___ Dataset excerpt
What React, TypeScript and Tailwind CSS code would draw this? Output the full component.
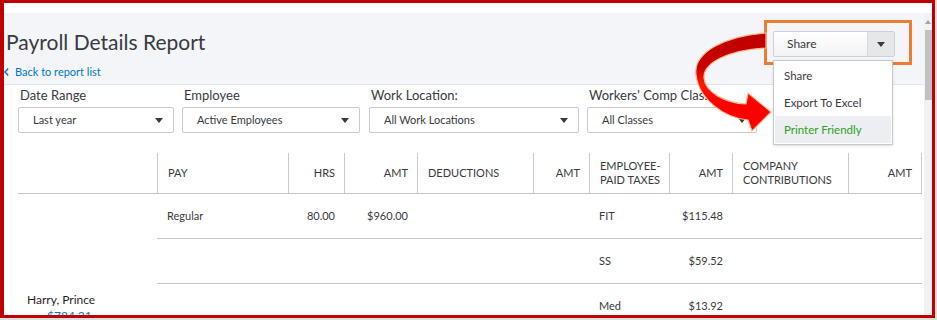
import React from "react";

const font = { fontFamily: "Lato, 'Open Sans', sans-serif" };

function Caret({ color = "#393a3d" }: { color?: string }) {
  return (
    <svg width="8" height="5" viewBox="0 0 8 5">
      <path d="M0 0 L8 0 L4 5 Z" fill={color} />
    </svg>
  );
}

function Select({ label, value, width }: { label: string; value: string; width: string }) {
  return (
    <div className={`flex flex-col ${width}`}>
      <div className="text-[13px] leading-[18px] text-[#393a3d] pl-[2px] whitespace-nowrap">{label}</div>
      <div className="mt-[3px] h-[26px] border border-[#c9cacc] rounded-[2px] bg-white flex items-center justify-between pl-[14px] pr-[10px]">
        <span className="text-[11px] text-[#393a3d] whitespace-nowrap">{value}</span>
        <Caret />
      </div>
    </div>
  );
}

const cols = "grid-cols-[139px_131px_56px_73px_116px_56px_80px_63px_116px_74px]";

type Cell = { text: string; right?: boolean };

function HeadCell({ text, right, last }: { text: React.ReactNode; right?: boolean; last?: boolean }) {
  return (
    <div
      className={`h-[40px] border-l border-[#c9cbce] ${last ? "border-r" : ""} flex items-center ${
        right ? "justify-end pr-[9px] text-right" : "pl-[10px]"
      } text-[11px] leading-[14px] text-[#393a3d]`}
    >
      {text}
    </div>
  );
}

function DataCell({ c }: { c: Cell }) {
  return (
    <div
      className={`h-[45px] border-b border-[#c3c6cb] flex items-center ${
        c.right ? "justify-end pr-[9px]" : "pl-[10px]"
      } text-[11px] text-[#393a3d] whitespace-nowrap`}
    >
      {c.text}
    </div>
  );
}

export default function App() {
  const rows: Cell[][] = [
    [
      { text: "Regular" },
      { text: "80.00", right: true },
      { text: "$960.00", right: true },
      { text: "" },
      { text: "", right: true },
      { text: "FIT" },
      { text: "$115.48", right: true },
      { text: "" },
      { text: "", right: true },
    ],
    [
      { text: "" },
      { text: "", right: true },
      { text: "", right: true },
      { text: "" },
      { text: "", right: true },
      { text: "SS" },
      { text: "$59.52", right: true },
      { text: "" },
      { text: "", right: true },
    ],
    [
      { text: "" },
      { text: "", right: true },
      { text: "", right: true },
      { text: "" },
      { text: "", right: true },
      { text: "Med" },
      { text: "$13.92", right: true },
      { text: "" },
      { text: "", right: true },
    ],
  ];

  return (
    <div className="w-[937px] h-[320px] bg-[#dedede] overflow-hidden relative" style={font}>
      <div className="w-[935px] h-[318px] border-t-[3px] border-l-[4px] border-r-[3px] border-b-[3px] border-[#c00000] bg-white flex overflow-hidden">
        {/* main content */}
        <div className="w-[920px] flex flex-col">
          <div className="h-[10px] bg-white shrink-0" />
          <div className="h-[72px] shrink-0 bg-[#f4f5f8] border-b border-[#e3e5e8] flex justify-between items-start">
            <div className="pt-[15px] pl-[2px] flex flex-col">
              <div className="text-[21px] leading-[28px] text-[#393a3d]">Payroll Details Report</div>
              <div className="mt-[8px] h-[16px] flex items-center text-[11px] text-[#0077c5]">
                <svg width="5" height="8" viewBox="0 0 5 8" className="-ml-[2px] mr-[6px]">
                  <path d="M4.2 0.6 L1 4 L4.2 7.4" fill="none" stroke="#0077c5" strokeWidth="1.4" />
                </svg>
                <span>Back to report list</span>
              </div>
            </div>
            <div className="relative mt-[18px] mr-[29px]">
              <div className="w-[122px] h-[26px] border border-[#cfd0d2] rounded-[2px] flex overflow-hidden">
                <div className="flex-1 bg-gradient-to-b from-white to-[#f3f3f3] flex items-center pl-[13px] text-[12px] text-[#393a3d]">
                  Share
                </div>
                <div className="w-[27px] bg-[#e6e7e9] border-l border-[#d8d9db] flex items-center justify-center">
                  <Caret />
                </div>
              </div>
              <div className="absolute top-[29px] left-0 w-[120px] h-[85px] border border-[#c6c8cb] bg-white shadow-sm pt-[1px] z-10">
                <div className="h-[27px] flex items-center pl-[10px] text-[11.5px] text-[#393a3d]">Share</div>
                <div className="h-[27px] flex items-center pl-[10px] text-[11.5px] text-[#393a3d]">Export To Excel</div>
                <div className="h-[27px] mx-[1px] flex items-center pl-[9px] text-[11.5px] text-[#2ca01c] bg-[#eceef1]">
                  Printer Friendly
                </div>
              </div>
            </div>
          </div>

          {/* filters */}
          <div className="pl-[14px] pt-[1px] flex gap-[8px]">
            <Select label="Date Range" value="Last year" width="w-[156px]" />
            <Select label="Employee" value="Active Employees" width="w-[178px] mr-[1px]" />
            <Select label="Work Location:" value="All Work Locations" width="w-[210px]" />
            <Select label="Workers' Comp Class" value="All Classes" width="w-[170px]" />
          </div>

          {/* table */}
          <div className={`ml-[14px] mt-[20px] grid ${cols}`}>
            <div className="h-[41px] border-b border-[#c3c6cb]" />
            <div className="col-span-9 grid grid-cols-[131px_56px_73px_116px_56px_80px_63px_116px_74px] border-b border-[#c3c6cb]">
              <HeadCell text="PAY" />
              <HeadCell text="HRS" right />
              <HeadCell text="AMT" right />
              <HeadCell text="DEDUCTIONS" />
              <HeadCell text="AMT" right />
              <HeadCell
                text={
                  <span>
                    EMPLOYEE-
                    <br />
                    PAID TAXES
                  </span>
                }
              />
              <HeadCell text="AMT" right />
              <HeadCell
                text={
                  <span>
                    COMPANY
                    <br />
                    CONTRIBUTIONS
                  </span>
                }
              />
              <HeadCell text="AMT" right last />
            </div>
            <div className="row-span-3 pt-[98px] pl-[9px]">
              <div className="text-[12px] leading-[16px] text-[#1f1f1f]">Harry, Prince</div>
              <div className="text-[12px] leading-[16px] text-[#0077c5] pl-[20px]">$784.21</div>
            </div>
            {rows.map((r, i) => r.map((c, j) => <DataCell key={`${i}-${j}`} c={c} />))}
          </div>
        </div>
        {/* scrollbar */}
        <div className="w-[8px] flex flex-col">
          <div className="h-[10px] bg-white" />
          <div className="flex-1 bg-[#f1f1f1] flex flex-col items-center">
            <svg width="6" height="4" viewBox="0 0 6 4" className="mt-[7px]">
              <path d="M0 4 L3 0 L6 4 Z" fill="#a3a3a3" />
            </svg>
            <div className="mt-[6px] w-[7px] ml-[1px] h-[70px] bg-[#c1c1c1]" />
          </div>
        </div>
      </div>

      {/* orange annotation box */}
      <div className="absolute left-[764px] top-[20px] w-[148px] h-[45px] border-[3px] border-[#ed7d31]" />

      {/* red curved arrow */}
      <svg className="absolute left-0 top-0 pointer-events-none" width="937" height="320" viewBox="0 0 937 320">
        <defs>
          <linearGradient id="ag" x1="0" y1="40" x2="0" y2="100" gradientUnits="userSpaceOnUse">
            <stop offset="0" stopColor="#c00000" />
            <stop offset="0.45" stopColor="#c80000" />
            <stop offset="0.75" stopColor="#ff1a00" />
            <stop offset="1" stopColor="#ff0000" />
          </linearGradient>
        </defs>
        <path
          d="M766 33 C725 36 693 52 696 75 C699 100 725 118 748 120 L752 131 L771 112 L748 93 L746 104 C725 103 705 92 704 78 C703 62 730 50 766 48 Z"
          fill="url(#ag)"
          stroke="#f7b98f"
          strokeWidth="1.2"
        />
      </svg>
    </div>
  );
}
______
*Requirements*
Only lines with "React" are wanted here; list each of them.

*Solution to the exercise*
What React, TypeScript and Tailwind CSS code would draw this? Output the full component.
import React from "react";
function HeadCell({ text, right, last }: { text: React.ReactNode; right?: boolean; last?: boolean }) {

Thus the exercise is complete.